Louisville Mayor names Yvette Gentry as new interim Chief of LMPD
Louisville Mayor Greg Fischer announced today that interim LMPD Chief Rob Schroeder is retiring from the department, and former LMPD Deputy Chief Yvette Gentry has agreed to serve in the interim role until a new permanent Chief is installed.
Gentry retired from LMPD in 2014 after serving more than 20 years in investigations, strategic planning, budgeting and patrol; she became deputy chief in 2011. A year later, Mayor Fischer named her as the city’s Chief of Community Building, a role she held until 2017. Gentry is taking a leave of absence from her current roles in philanthropy at the Rajon Rondo Foundation and Metro United Way to serve until a permanent LMPD Chief is in place.
Gentry, who will be the first female to ever lead the LMPD in its 200-plus year history, did not apply for the permanent chief position and said she has no interest in serving longer than it takes to give a new chief a successful transition period.
“I am taking a pause from positions that have provided me time to heal and enjoy my family,” Gentry said. “I am returning to the high-stress law-enforcement field in large part to help lead a call to action for those willing to do the work it takes to heal our city – and provide truth so we can have reconciliation, and create a system of justice rooted in equity.”
The Mayor noted that Chief Schroeder had agreed to take the interim role for four months, and is moving on to prioritize his family and his health, and complete his doctorate.
“Many, many thanks to Chief Schroeder for stepping in during a tumultuous time for our city,” Mayor Fischer said. “Rob came into this role as a reformer and innovator, having led the implementation of police body cameras and the creation of the Real Time Crime Center, and continued that path of reform as interim Chief – helping implement Breonna’s Law, new rules on duty to intervene, restrictions on use of force and tear gas, and moving to more quickly clear a backlog of internal investigations.
“I greatly appreciate Rob’s commitment to our city,” the Mayor added, “and I know some city will be very lucky to have him as police chief when he is ready to pursue that role on a permanent basis.”
Chief Schroeder said: “I am grateful to have had this opportunity to serve the city and the police department that I love. I am deeply proud of the men and women of LMPD, and how committed they are to keeping our city and our residents safe.”
The Mayor said he’s also deeply appreciative of Gentry’s willingness to take on this interim role.
“Yvette brings the unparalleled experience and strong community relationships needed to lead LMPD until a permanent Chief is in place,” the Mayor said, “and she is passionate about working to help her city address systemic racism and reimagine public safety. She has never been shy about offering her advice, and I look forward to having her on the team as we move forward in selecting a permanent Chief.”
Gentry will report on Sept. 14th and will work with Chief Schroeder to ensure a smooth transition before his retirement begins on Oct. 1 and she becomes interim Chief.
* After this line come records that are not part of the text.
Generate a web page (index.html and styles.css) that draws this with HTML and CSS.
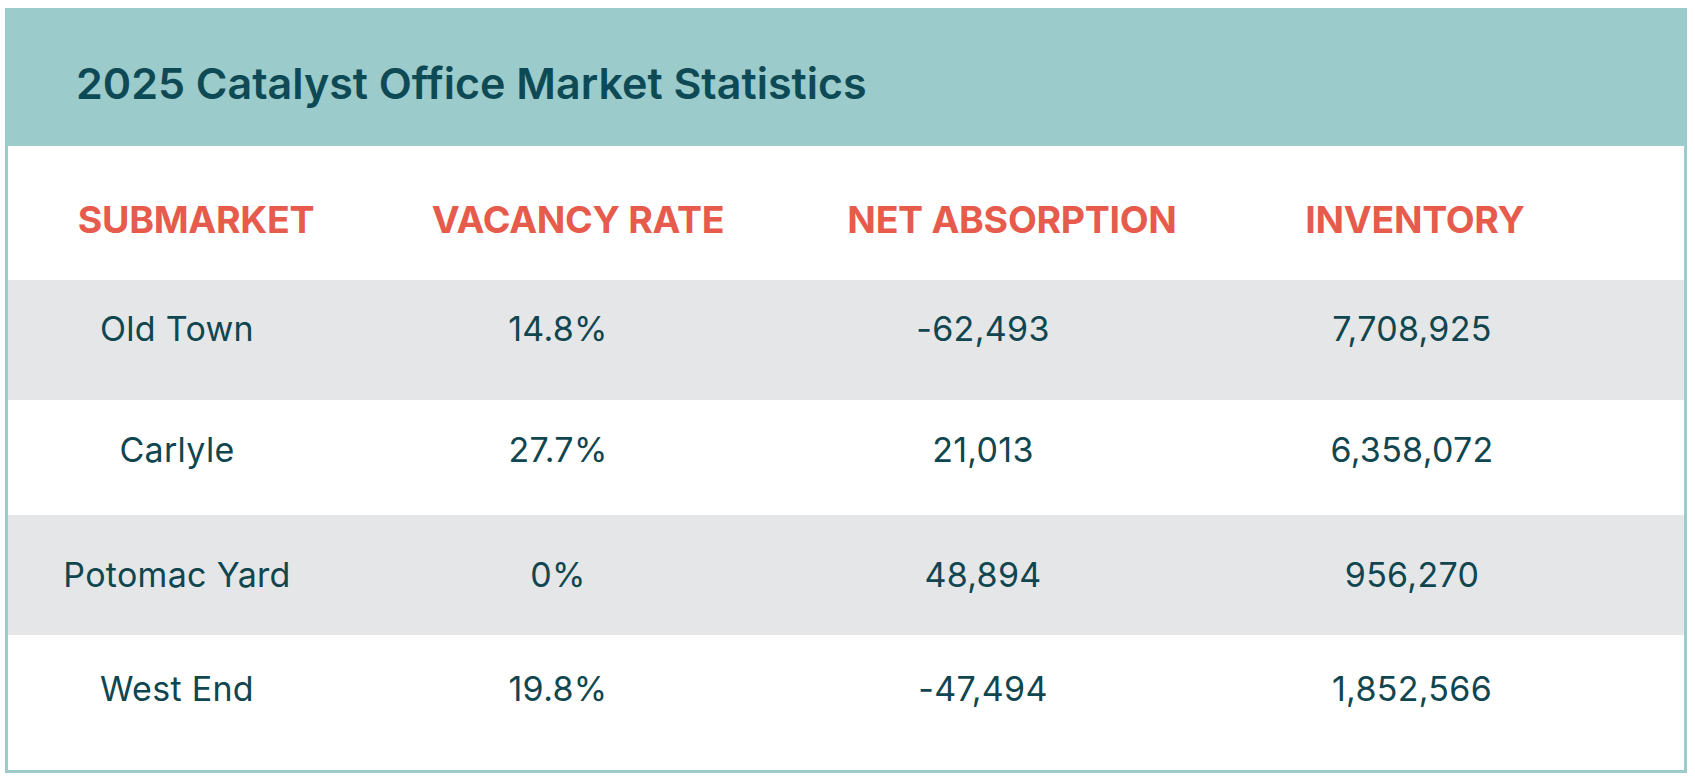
FILE: index.html
```html
<!DOCTYPE html>
<html lang="en">
<head>
<meta charset="utf-8">
<title>2025 Catalyst Office Market Statistics</title>
<link rel="stylesheet" href="styles.css">
</head>
<body>
<div class="card">
  <header class="card-head">
    <h1 class="title">2025 Catalyst Office Market Statistics</h1>
  </header>
  <div class="table">
    <div class="row row-head">
      <div class="cell">SUBMARKET</div>
      <div class="cell">VACANCY RATE</div>
      <div class="cell">NET ABSORPTION</div>
      <div class="cell">INVENTORY</div>
    </div>
    <div class="row row-data row-1 alt">
      <div class="cell">Old Town</div>
      <div class="cell">14.8%</div>
      <div class="cell">-62,493</div>
      <div class="cell">7,708,925</div>
    </div>
    <div class="row row-data row-2">
      <div class="cell">Carlyle</div>
      <div class="cell">27.7%</div>
      <div class="cell">21,013</div>
      <div class="cell">6,358,072</div>
    </div>
    <div class="row row-data row-3 alt">
      <div class="cell">Potomac Yard</div>
      <div class="cell">0%</div>
      <div class="cell">48,894</div>
      <div class="cell">956,270</div>
    </div>
    <div class="row row-data row-4">
      <div class="cell">West End</div>
      <div class="cell">19.8%</div>
      <div class="cell">-47,494</div>
      <div class="cell">1,852,566</div>
    </div>
  </div>
</div>
</body>
</html>
```

FILE: styles.css
```css
* { box-sizing: border-box; }

html, body {
  margin: 0;
  padding: 0;
  background: #ffffff;
}

body {
  padding: 8px 0 0 5px;
  font-family: Inter, "Liberation Sans", sans-serif;
  color: #10464f;
}

.card {
  width: 1682px;
  height: 765px;
  border: 3px solid #9ccbcb;
  background: #ffffff;
  display: flex;
  flex-direction: column;
}

.card-head {
  height: 135px;
  background: #9ccbcb;
  display: flex;
  align-items: center;
  padding: 8px 0 0 68px;
}

.title {
  margin: 0;
  font-size: 43px;
  font-weight: 600;
  letter-spacing: 0;
  color: #0e4a55;
}

.table {
  flex: 1;
  display: flex;
  flex-direction: column;
}

.row {
  display: grid;
  align-items: center;
}

.row-head {
  height: 134px;
  grid-template-columns: 376px 388px 480px 326px 1fr;
  padding-top: 12px;
  color: #e65b4b;
  font-size: 37.5px;
  font-weight: 700;
  letter-spacing: -0.3px;
}

.row-data {
  grid-template-columns: 338px 424px 426px 432px 1fr;
  font-size: 34px;
  font-weight: 400;
  letter-spacing: 0.3px;
  color: #10464f;
}

.cell {
  text-align: center;
  white-space: nowrap;
}

.alt { background: #e4e6e7; }

.row-1 { height: 120px; padding-bottom: 24px; }
.row-2 { height: 115px; padding-bottom: 16px; }
.row-3 { height: 120px; padding-bottom: 2px; }
.row-4 { flex: 1; padding-bottom: 28px; }
```
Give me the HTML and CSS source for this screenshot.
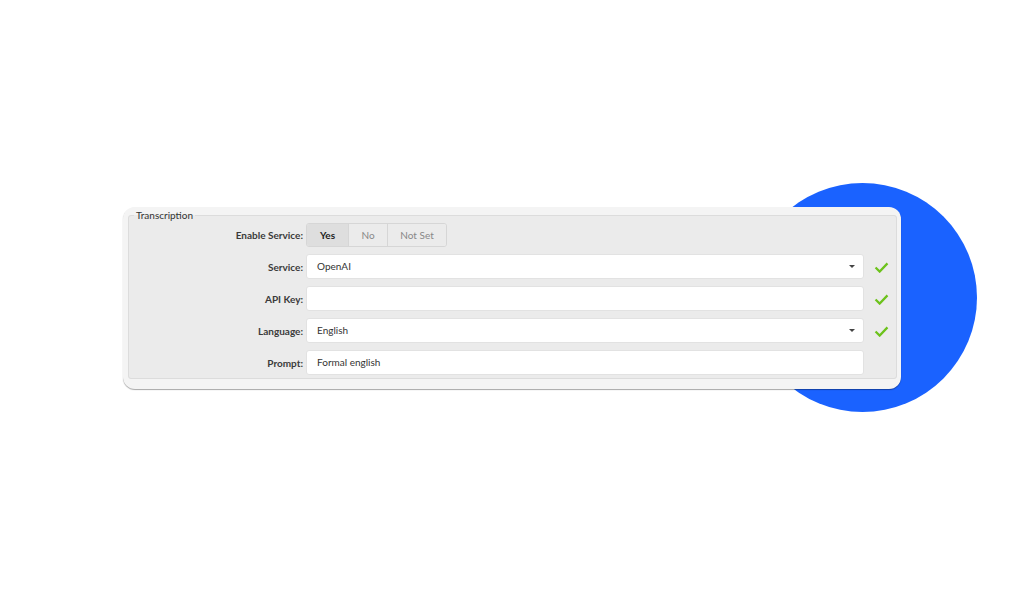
FILE: index.html
```html
<!DOCTYPE html>
<html lang="en">

<head>
    <meta charset="UTF-8">
    <meta name="viewport" content="width=device-width, initial-scale=1.0">
    <title>Transcription Settings</title>
    <link rel="stylesheet" href="styles.css">
</head>

<body>

    <div class="stage">
        <div class="blob"></div>

        <div class="card">
            <fieldset class="group">
                <legend>Transcription</legend>

                <div class="form-grid">
                    <label>Enable Service:</label>
                    <div class="toggle">
                        <button class="active">Yes</button>
                        <button>No</button>
                        <button>Not Set</button>
                    </div>
                    <span></span>

                    <label for="service">Service:</label>
                    <div class="field select">OpenAI<span class="caret"></span></div>
                    <svg class="check" viewBox="0 0 16 12"><polyline points="1.5,6 6,10.5 14.5,1.5" /></svg>

                    <label for="apiKey">API Key:</label>
                    <div class="field"></div>
                    <svg class="check" viewBox="0 0 16 12"><polyline points="1.5,6 6,10.5 14.5,1.5" /></svg>

                    <label for="language">Language:</label>
                    <div class="field select">English<span class="caret"></span></div>
                    <svg class="check" viewBox="0 0 16 12"><polyline points="1.5,6 6,10.5 14.5,1.5" /></svg>

                    <label for="prompt">Prompt:</label>
                    <div class="field">Formal english</div>
                    <span></span>
                </div>
            </fieldset>
        </div>
    </div>

</body>

</html>
```

FILE: styles.css
```css
body {
    margin: 0;
    background: #ffffff;
    font-family: Lato, "Open Sans", sans-serif;
    color: #333;
}

.stage {
    position: relative;
    width: 1024px;
    height: 596px;
    padding-top: 207px;
    box-sizing: border-box;
}

/* blue circle sitting behind the card */
.blob {
    position: absolute;
    left: 748px;
    top: 183px;
    width: 229px;
    height: 229px;
    border-radius: 50%;
    background: #1a62ff;
}

.card {
    position: relative;
    margin-left: 123px;
    width: 778px;
    box-sizing: border-box;
    padding: 2px 5px 10px 5px;
    background: #f4f4f4;
    border-radius: 12px;
    box-shadow: 0 1px 1px rgba(0, 0, 0, 0.35);
}

.group {
    margin: 0;
    padding: 2px 0 3px 0;
    border: 1px solid #dcdcdc;
    border-radius: 3px;
    background: #ebebeb;
}

.group legend {
    margin-left: 5px;
    padding: 0 2px;
    font-size: 10px;
    line-height: 12px;
    color: #333;
}

.form-grid {
    display: grid;
    grid-template-columns: 175px 558px 29px;
    column-gap: 3px;
    row-gap: 7px;
    align-items: center;
    margin-left: -1px;
}

.form-grid label {
    text-align: right;
    font-size: 10px;
    font-weight: bold;
    color: #3a3a3a;
}

.toggle {
    display: flex;
    width: max-content;
    border: 1px solid #d6d6d6;
    border-radius: 3px;
    overflow: hidden;
}

.toggle button {
    height: 22px;
    padding: 0;
    border: none;
    border-left: 1px solid #d6d6d6;
    background: #ebebeb;
    font-family: inherit;
    font-size: 10px;
    color: #888;
}

.toggle button:nth-child(1) {
    width: 41px;
    border-left: none;
}

.toggle button:nth-child(2) {
    width: 39px;
}

.toggle button:nth-child(3) {
    width: 59px;
}

.toggle button.active {
    background: #dedede;
    font-weight: bold;
    color: #222;
}

.field {
    position: relative;
    height: 25px;
    box-sizing: border-box;
    padding-left: 10px;
    background: #ffffff;
    border: 1px solid #e2e2e2;
    border-radius: 3px;
    font-size: 10px;
    line-height: 23px;
    color: #333;
}

.caret {
    position: absolute;
    right: 8px;
    top: 10px;
    width: 0;
    height: 0;
    border-left: 3px solid transparent;
    border-right: 3px solid transparent;
    border-top: 3px solid #444;
}

.check {
    width: 15px;
    height: 11px;
    margin-left: 7px;
    margin-top: 2px;
}

.check polyline {
    fill: none;
    stroke: #6cc21b;
    stroke-width: 2.4;
}
```
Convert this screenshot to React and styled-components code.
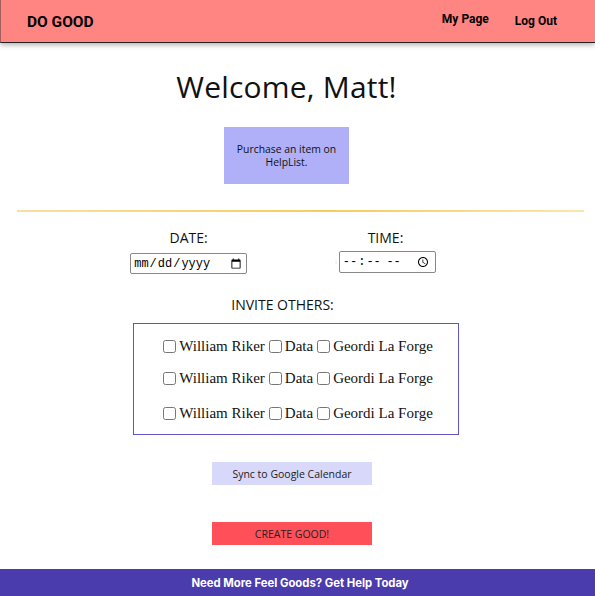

The Mayor noted today that more than 20 people applied by the Aug. 31 application deadline for the permanent Chief role, and “we continue to follow the process that we laid out earlier this summer for selecting a new chief, which began with community engagement.”
The search is being conducted by the Police Executive Research Forum (PERF), a non-profit Washington, D.C.-based police research organization acclaimed for guiding cities across the country on issues such as reducing police use of force; developing community policing and problem-oriented policing; using technology to deliver police services to the community; and evaluating crime reduction strategies. For 30 years, PERF has identified the most skilled professionals in the field and assisted cities in recruiting and selecting well-qualified candidates.
Before posting the job description and soliciting applications, the city and PERF received input from more than 10,000 people who responded to an online survey about qualities a new chief should have, as well as input that came through nearly two dozen listening sessions with focus groups throughout the community. These meetings, held both in person and virtually, included a variety of constituencies: Metro Council and other elected officials, the business community, faith leaders, the international community, activist groups, LMPD, and others.
Next steps in the hiring process include working with PERF to review, vet and sort the applicants, based on how their qualifications line up with those that the community helped create. A small group will then convene to review the list, narrow it, conduct interviews, and identify top candidates who appear best suited to lead the LMPD. That process will also involve the community and LMPD by incorporating the input previously collected, as well as an opportunity to ask questions of the candidates. Anyone interested in suggesting interview questions can email them to:LouisvilleChiefQuestions@policeforum.org.
Mayor Fischer is expected to name the new permanent Chief by the end of the year.